Get Started with Diagnostics#

What you will need

What you will get

  • Run a 60-second diagnostics capture, verify upload, and locate the log online

Warning

This feature is currently unavailable.

1 – Run a single-test experiment#

Execute a \(60s\) capture on robot [ROBOT]:

dts diagnostics run -H [ROBOT] -G my_experiment -d 60

Leave the session running until it terminates.
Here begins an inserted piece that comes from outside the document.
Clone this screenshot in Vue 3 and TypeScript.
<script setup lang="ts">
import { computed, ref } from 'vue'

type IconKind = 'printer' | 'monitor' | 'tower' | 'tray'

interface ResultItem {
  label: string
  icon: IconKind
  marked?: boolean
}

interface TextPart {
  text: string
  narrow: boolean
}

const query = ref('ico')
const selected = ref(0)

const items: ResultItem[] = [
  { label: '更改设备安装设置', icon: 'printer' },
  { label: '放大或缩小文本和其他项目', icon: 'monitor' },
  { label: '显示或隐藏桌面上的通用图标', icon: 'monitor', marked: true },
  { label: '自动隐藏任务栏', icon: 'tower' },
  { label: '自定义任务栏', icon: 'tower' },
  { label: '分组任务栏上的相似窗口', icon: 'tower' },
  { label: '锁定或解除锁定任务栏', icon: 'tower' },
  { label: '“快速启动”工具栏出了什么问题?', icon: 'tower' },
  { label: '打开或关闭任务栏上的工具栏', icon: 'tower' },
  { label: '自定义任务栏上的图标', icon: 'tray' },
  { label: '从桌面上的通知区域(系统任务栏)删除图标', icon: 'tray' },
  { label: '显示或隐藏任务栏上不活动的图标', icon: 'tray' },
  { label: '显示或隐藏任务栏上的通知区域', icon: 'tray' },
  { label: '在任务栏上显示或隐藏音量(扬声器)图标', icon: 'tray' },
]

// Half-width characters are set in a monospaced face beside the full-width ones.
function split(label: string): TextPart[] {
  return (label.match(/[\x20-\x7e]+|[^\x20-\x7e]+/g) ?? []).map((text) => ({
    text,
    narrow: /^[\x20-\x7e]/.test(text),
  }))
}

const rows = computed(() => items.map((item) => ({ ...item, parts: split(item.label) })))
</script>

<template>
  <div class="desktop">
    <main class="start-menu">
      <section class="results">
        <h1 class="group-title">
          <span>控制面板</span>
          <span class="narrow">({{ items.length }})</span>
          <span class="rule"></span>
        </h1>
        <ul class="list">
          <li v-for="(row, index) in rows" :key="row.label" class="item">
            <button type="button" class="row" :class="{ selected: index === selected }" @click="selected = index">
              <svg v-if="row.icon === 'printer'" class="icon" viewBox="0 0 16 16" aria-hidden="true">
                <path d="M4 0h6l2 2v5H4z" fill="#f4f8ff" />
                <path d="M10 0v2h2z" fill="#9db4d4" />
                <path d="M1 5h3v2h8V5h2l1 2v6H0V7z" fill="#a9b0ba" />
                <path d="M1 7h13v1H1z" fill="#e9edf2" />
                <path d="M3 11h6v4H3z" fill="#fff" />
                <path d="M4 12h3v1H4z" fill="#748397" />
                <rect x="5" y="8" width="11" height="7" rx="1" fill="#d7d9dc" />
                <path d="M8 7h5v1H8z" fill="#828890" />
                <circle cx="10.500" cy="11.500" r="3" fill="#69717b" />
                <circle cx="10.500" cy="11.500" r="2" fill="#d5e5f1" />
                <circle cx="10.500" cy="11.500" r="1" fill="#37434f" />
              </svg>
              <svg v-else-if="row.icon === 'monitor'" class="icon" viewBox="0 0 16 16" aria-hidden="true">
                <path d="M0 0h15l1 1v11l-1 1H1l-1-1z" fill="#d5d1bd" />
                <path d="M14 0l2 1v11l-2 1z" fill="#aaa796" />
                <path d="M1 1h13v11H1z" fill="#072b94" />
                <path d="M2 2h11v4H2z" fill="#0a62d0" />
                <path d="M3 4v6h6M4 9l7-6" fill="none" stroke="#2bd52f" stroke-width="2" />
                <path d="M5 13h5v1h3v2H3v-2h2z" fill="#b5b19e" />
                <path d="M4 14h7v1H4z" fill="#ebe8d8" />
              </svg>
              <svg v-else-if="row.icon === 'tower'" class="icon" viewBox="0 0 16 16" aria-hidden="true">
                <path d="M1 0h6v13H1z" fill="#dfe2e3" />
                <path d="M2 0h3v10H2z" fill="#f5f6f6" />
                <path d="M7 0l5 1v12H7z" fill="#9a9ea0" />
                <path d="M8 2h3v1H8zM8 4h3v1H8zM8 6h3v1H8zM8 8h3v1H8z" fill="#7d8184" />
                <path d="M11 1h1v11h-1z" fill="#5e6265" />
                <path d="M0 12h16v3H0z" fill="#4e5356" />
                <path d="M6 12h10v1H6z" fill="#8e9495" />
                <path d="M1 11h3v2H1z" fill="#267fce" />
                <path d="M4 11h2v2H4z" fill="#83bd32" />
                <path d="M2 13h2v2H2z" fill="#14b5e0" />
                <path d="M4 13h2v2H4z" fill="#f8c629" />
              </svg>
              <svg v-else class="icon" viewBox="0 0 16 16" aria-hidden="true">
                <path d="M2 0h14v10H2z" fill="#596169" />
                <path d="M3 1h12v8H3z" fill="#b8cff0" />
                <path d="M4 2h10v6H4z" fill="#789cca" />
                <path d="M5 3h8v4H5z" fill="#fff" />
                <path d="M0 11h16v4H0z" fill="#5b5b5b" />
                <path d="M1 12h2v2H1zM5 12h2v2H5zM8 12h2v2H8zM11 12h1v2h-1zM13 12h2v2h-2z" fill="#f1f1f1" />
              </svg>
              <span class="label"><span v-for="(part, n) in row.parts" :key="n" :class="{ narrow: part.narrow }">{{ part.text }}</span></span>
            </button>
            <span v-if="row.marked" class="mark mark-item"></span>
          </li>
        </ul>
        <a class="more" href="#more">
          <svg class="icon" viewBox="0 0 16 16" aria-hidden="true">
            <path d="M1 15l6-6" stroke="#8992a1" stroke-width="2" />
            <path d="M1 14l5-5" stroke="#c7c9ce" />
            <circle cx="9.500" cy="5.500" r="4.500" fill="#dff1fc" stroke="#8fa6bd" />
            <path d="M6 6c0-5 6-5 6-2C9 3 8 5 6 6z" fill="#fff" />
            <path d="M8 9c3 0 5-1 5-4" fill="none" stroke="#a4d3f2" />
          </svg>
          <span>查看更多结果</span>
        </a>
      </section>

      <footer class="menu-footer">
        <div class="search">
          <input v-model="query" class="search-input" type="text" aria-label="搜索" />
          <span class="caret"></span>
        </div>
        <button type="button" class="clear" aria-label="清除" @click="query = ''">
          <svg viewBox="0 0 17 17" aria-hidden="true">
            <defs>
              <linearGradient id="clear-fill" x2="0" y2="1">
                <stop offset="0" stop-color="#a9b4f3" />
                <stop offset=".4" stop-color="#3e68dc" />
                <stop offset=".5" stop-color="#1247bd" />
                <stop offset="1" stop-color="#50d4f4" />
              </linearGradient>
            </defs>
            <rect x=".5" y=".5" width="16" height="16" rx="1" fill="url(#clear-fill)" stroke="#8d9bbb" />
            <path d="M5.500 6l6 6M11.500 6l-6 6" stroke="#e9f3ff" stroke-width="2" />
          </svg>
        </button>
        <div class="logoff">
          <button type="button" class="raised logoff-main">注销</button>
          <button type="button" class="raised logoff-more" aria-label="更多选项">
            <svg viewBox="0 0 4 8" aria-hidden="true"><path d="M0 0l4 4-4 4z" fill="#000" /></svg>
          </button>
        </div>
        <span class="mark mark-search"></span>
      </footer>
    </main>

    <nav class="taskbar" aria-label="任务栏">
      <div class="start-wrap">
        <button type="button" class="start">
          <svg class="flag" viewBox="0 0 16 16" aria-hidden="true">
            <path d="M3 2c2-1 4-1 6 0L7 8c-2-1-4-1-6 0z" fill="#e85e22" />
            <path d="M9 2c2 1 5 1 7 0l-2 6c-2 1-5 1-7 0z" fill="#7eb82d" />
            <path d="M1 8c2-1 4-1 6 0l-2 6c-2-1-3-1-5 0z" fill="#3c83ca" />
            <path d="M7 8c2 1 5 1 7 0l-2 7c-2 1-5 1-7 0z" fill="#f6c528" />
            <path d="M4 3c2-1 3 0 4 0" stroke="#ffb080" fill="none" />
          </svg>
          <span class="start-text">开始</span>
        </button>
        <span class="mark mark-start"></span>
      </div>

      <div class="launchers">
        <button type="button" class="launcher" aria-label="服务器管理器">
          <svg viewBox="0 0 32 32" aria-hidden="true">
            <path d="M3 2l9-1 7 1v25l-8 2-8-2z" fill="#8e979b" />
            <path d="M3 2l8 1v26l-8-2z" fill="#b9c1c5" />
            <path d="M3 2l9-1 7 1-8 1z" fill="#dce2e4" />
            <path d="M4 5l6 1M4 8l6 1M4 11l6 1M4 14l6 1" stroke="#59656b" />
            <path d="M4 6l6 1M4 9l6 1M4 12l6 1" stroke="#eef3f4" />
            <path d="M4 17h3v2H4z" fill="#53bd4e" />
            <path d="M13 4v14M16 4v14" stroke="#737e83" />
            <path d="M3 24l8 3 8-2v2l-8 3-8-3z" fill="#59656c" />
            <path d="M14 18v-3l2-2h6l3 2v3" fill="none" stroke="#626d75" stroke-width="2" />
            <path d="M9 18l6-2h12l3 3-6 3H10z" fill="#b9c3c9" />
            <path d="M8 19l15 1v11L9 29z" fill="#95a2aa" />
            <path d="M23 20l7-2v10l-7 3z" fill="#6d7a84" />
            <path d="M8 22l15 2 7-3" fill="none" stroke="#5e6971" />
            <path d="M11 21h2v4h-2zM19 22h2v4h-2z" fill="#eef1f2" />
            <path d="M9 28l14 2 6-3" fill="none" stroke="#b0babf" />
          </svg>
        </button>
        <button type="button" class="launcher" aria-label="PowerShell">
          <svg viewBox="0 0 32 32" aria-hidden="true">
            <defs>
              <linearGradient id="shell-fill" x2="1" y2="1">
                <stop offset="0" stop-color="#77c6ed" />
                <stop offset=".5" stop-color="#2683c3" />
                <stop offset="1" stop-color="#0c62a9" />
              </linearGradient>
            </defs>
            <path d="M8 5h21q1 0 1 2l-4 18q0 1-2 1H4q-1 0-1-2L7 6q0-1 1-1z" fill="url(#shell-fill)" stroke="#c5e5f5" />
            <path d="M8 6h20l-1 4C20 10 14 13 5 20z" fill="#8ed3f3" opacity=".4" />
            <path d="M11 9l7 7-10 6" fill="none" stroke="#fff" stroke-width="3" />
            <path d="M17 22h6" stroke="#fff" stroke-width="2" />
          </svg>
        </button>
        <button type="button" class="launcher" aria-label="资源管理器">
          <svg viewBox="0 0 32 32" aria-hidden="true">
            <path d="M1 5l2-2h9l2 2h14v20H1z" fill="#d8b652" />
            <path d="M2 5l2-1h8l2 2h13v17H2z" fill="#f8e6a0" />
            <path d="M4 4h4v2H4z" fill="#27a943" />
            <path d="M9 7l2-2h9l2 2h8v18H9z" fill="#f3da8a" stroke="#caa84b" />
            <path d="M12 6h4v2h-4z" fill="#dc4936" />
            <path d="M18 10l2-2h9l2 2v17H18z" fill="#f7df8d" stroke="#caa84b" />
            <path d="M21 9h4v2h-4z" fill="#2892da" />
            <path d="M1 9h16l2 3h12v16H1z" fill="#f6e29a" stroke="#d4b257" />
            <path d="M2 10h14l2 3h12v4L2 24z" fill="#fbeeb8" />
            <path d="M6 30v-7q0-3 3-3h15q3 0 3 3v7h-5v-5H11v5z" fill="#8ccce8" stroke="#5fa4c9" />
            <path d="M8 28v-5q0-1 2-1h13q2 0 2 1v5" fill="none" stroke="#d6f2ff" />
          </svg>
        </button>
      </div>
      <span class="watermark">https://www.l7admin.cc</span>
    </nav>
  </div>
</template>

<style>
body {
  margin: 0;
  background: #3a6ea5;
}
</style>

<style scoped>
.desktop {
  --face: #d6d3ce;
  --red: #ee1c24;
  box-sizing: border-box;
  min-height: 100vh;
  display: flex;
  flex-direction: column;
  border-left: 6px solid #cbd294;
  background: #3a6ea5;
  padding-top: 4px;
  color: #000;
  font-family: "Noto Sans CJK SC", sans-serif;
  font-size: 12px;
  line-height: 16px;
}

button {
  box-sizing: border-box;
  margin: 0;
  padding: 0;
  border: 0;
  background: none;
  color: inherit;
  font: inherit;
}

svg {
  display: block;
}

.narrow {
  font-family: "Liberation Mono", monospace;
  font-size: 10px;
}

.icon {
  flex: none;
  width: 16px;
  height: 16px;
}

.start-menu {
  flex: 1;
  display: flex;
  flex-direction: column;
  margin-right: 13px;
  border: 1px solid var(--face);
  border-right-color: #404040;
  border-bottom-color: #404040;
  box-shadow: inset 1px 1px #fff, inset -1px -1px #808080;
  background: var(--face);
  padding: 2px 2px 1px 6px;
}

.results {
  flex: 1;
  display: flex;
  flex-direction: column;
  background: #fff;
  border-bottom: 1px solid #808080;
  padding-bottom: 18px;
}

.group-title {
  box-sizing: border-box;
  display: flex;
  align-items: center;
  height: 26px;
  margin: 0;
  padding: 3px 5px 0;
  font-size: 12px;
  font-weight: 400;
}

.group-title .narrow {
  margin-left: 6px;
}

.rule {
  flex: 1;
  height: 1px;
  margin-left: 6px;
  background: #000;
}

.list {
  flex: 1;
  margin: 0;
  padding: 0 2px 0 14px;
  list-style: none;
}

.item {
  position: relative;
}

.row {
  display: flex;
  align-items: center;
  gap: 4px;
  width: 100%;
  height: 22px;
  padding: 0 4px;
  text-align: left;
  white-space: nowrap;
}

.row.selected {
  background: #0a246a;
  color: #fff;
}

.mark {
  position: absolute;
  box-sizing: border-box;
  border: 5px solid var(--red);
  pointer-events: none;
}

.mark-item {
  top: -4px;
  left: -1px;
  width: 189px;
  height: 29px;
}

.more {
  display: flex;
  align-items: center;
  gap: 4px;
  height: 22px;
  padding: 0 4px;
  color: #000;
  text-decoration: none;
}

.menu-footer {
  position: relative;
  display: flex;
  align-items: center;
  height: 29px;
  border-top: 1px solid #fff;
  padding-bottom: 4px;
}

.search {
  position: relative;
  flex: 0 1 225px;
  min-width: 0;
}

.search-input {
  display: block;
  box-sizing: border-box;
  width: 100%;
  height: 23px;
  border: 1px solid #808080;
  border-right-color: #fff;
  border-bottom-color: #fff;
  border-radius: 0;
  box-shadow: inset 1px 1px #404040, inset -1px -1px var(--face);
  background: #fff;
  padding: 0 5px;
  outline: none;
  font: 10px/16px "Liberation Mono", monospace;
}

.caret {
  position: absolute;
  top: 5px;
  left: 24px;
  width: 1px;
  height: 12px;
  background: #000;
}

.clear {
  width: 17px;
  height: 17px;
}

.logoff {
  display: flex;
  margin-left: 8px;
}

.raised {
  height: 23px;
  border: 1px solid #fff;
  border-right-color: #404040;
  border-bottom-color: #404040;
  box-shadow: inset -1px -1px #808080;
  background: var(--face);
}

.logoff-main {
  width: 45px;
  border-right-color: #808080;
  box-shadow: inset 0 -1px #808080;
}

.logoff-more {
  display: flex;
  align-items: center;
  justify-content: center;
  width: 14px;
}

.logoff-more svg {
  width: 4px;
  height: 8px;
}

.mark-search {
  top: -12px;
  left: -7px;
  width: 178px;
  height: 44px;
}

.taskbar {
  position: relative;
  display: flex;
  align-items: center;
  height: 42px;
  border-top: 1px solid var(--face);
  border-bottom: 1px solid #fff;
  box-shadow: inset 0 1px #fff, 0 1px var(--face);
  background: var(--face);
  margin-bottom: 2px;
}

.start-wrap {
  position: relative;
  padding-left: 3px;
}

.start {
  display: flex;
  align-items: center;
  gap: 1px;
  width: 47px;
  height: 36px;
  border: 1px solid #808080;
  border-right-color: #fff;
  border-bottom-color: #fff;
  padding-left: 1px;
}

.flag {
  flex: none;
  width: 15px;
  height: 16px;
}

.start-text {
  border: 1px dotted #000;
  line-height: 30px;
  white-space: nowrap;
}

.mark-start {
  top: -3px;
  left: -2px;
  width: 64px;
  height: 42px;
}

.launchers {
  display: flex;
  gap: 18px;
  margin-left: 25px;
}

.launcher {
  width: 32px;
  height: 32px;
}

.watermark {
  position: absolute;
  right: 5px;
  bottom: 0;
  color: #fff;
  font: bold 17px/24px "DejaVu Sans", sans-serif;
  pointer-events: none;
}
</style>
A successful run ends with:

...
INFO:system-monitor:Pushing data to the cloud
INFO:system-monitor:Pushing to the server [trial 1/3]...
INFO:system-monitor:The server says: [200] OK
INFO:system-monitor:Data transferred successfully!
...

The line The server says: [200] OK confirms that the log reached the remote server.
If the upload fails, the data are discarded and the test must be repeated.

Visualize the results#

Open https://dashboard.duckietown.com/diagnostics.

Logs are indexed by Group, Subgroup, and hostname.

Selecting diagnostics test on the Duckietown Dashboard

Fig. 19 Selecting diagnostics test on dashboard.duckietown.com#

Tip — if no -S/--subgroup was supplied, the entry appears under default.

One experiment, many tests#

When comparing configurations, run several tests inside one experiment using the -S/--subgroup flag.

Example from Running example:

# baseline at 20 Hz
dts diagnostics run -H [ROBOT] -G camera_frequency -S 20hz -d 60
# pushed to 30 Hz
dts diagnostics run -H [ROBOT] -G camera_frequency -S 30hz -d 60

On the Diagnostics page, select both 20hz and 30hz subgroups under Group = camera_frequency and compare the plots across the System, Resources, and other tabs.